Lines that contain "React" are to be counted; give only their number.
## BEGIN
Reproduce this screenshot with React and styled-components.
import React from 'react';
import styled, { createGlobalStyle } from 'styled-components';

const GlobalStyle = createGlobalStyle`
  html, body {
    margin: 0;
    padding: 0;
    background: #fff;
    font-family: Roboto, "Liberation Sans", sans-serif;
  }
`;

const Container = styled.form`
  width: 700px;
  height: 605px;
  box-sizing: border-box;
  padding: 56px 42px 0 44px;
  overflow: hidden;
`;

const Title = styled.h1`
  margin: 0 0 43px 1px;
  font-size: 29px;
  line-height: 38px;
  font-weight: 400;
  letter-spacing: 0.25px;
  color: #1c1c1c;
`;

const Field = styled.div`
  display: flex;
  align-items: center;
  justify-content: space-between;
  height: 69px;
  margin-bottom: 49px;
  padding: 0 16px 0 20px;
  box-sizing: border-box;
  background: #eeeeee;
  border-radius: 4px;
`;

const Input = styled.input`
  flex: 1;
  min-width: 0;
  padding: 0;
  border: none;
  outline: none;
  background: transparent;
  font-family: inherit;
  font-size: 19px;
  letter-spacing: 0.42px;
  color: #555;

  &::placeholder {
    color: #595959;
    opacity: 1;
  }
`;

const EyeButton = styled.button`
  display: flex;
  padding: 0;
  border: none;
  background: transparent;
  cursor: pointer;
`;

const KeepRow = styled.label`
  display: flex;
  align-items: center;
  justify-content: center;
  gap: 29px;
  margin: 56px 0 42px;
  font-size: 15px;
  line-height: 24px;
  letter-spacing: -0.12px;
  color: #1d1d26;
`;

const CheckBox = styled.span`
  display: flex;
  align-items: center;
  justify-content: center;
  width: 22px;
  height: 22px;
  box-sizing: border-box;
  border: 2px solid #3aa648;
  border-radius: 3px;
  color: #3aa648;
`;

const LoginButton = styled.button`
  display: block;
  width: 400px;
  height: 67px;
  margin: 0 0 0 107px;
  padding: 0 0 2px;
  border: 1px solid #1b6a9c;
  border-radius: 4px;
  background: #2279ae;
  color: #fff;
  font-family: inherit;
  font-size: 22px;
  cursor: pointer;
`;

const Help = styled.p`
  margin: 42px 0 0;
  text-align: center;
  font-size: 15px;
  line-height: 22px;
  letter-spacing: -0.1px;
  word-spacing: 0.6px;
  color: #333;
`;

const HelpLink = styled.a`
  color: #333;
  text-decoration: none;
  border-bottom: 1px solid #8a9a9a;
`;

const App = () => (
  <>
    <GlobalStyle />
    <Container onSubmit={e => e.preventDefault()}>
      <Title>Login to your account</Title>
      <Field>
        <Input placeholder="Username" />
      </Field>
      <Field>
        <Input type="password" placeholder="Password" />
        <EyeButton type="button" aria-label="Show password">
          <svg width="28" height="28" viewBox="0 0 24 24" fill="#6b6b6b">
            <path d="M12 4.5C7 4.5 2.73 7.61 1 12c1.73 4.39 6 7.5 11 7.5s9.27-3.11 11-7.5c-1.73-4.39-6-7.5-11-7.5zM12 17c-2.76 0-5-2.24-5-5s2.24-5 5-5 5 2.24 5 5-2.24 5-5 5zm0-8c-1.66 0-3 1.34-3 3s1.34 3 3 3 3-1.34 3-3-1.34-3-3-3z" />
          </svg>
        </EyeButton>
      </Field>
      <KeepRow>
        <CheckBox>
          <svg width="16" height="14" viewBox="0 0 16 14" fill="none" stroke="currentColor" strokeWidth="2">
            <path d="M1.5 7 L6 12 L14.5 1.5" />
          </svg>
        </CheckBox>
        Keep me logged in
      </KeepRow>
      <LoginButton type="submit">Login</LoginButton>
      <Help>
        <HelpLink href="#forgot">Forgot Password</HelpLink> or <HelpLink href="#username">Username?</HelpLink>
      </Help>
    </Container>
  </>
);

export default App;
## END
- [RESULT OF THE TASK] 2